Auch durch andere Beispiele aus der Workshop-Runde ist klar geworden, dass das Thema Tragfähigkeit nicht nur in touristisch stark frequentierten Gebieten diskutiert werden muss, sondern auch in Naherholungsgebieten, die hauptsächlich von Einheimischen genutzt werden. Weitere Eindrücke kamen aus dem Triglav-Nationalpark in Slowenien, aus Ruggell in Liechtenstein und auch von der Gastgeberin Frau Dr. Rödel aus Bad Hindelang. Über Information und Sensibilisierung soll eine möglichst sanfte Besucherlenkung stattfinden, wenn dies nicht erfolgreich ist, werden auch Strafen als Konsequenzen eingesetzt.
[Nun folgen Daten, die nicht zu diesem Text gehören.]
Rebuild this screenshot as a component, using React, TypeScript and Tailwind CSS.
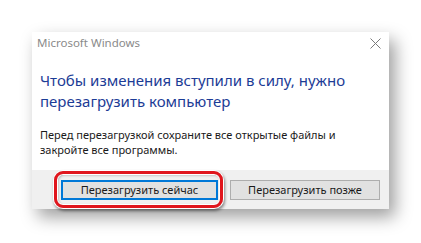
export default function App() {
  return (
    <div className="w-[421px] h-[243px] bg-white overflow-hidden pt-[32px] pl-[32px] font-['Noto_Sans','Open_Sans',sans-serif]">
      <div className="w-[357px] bg-white shadow-[6px_8px_16px_rgba(0,0,0,0.38)]">
        {/* Title bar */}
        <div className="flex items-center justify-between pt-[3px] pl-[5px] pr-[8px] h-[19px]">
          <span className="text-[11.5px] leading-[16px] text-[#8a8a8a]">Microsoft Windows</span>
          <svg width="11" height="11" viewBox="0 0 11 11" className="mt-[1px]">
            <path d="M0.5 0.5 L10.5 10.5 M10.5 0.5 L0.5 10.5" stroke="#7a7a7a" strokeWidth="1" fill="none" />
          </svg>
        </div>

        {/* Content */}
        <div className="pl-[8px] pr-[10px] pt-[19px] pb-[13px]">
          <p className="text-[15px] leading-[21px] text-[#1c3c96]">
            Чтобы изменения вступили в силу, нужно
            <br />
            перезагрузить компьютер
          </p>
          <p className="mt-[15px] text-[11px] leading-[15px] text-[#1a1a1a]">
            Перед перезагрузкой сохраните все открытые файлы и
            <br />
            закройте все программы.
          </p>
        </div>

        {/* Footer */}
        <div className="relative flex justify-end gap-[12px] bg-[#f0f0f0] pt-[10px] pb-[9px] pr-[9px] h-[39px]">
          <button className="w-[157px] h-[20px] bg-[#e1e1e1] border-2 border-[#0078d7] text-[11px] leading-[16px] text-[#1a1a1a]">
            Перезагрузить сейчас
          </button>
          <button className="w-[150px] h-[20px] bg-[#e1e1e1] border border-[#adadad] text-[11px] leading-[16px] text-[#1a1a1a]">
            Перезагрузить позже
          </button>
          <div className="absolute left-[22px] top-[1px] w-[169px] h-[37px] rounded-[9px] border-[3px] border-[#e0161d] shadow-[0_0_0_1px_#ffffff,1px_2px_3px_1px_rgba(0,0,0,0.45),inset_0_0_0_1px_#ffffff,inset_1px_1px_3px_rgba(0,0,0,0.35)]" />
        </div>
      </div>
    </div>
  );
}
In vielen Gemeinden im gesamten Alpenraum spielt die Tragfähigkeit in all ihren Formen eine Rolle. Ein Fazit des Workshops war, dass es keine Pauschallösung gibt, mithilfe derer Probleme hinsichtlich überhöhter touristischer Nutzung angegangen werden. Jede Gemeinde, jedes Gebiet muss individuelle Lösungen finden, kann sich aber natürlich von anderen Orten etwas abschauen.

Ab Dezember 2023 steht zu diesem Thema eine Podcast-Folge zur Verfügung und gibt noch weitere Einblicke in die Thematik.